I have been thinking a great deal about the nature of suffering the past couple of years. Lately, a number of young women have come through my door to ask me about depression, many of them having been told that they must "snap out of it," or "get right with the Lord," so that they can be happy.
Depression is my own most intimate knowledge of suffering. I am not a counselor, only a listening empathetic ear, but I do know this: the suffering of depression is not sin. One may, of course, choose to sin in response to that suffering (as I have so terribly, far too many times), but the suffering is not sin.
We tend, I think, to see it as such because, as Christians, we are told that we must rejoice. But joy and happiness are not the same thing. One can be most unhappy and still have joy. The key for the one who suffers from depression is learning where that joy lies and how to cling to it in the midst of depression's sadness and even despair, knowing the difference between the suffering of depression and the truth of God's love for us.
I love the scene in Lord of the Rings when Pippin and Gandalf are standing together on the walls of Minas Tirith looking out over the rising darkness from Mordor that threatens to engulf all of Middle Earth; they do not yet know whether Frodo is still alive or Sauron has recovered the Ring. Pippin looks at Gandalf: "In the wizard's face he saw at first only lines of care and sorrow; though as he looked more intently he perceived that underneath there was a great joy: a fountain of mirth enough to set a kingdom laughing, were it to burst forth."
And Hopkins, of course, in even the most terrible of the Terrible Sonnets, always seeing the spark of hope that is his salvation, knowing that the One who seems to be his enemy is in truth his Friend, and crying out to Him, even his cries of anguish a form of worship, however deep his despair.
And the star in the darkness above Mordor that gives Sam the hope that carries him through the last terrible days of their ordeal, reminding him that above the darkness is something greater and eternal, that the darkness, however long it may last and whatever evil it may accomplish, is still only for a moment in comparison to beauty.
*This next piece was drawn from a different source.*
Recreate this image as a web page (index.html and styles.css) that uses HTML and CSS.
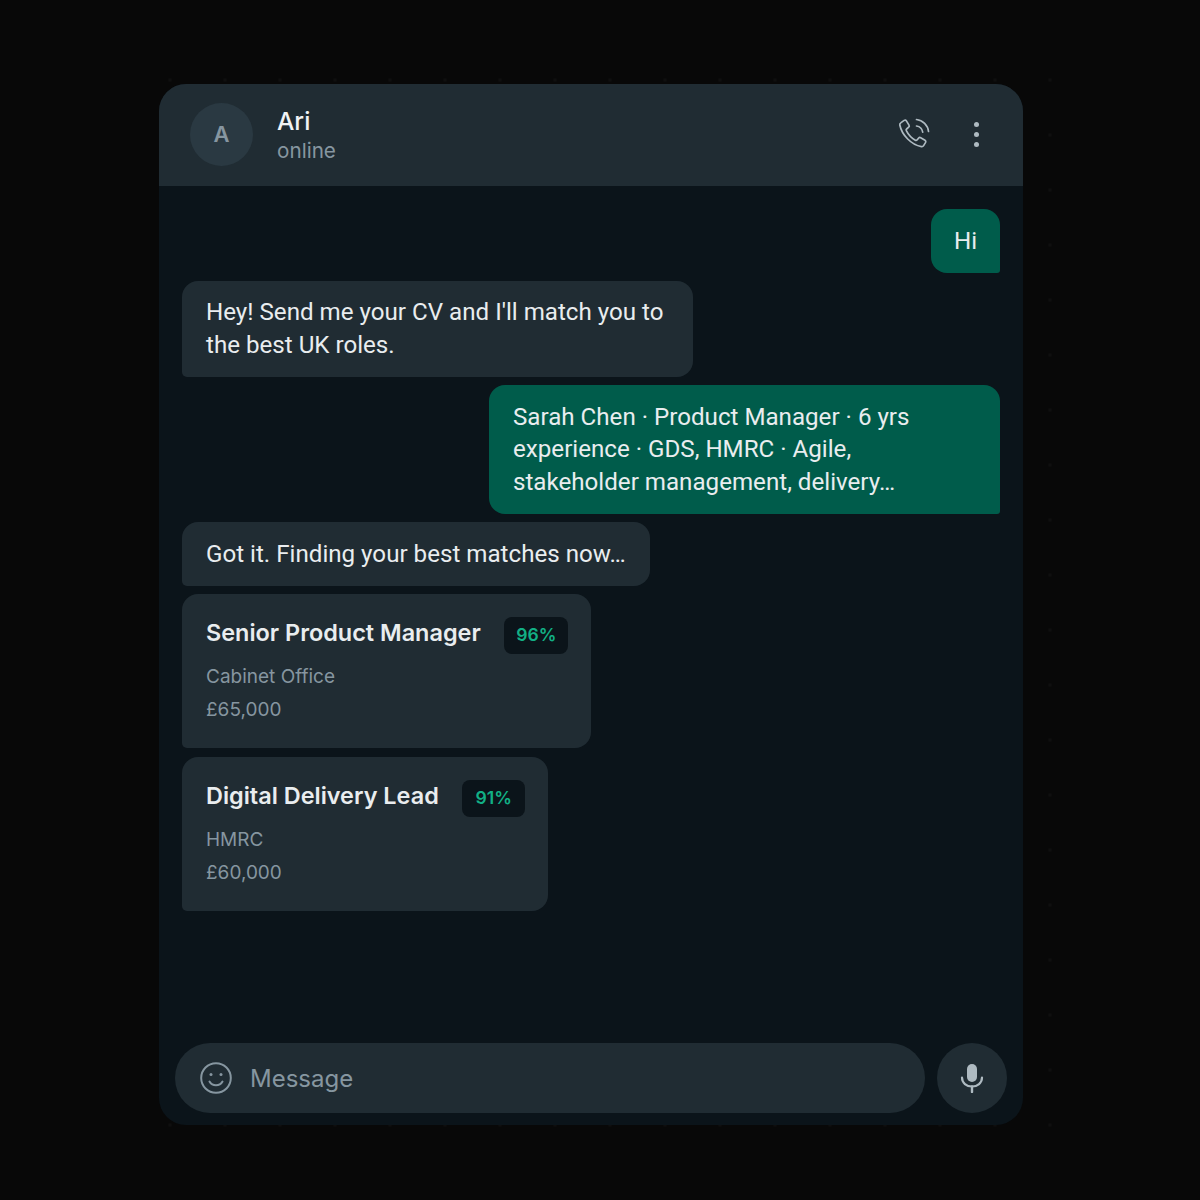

Depression may come once, twice, or last a lifetime. But all of us suffer in this world, one way or another. What will we do with it, and will we let it overwhelm the beauty that objectively still surrounds us? In "When Roses Speak, I Pay Attention," Mary Oliver writes that the roses tell us, "Listen, / the heart-shackles are not, as you think, / death, illness, pain, / unrequited hope, not loneliness, but / lassitude, rue, vainglory, fear, anxiety, / selfishness."
The first things she names come to all of us, whether we will or no. We can choose -- though the choice can be extremely difficult at times -- not to wallow in the latter ones. May the Lord bring to us the friends and counselors we need to help us learn how to make that choice, not be too hard on ourselves when we inevitably fail (repent and go on living without wallowing in guilt, either; He knows our frame and has already forgiven), and daily draw closer to Him in whatever suffering He allows for our refinement.
"Why?" Hopkins asks in "Carrion Comfort" of the suffering given him. "That my chaff might fly; my grain lie, sheer and clear."
I pray, with fear and trembling, for clear grain, Lord, to serve You with.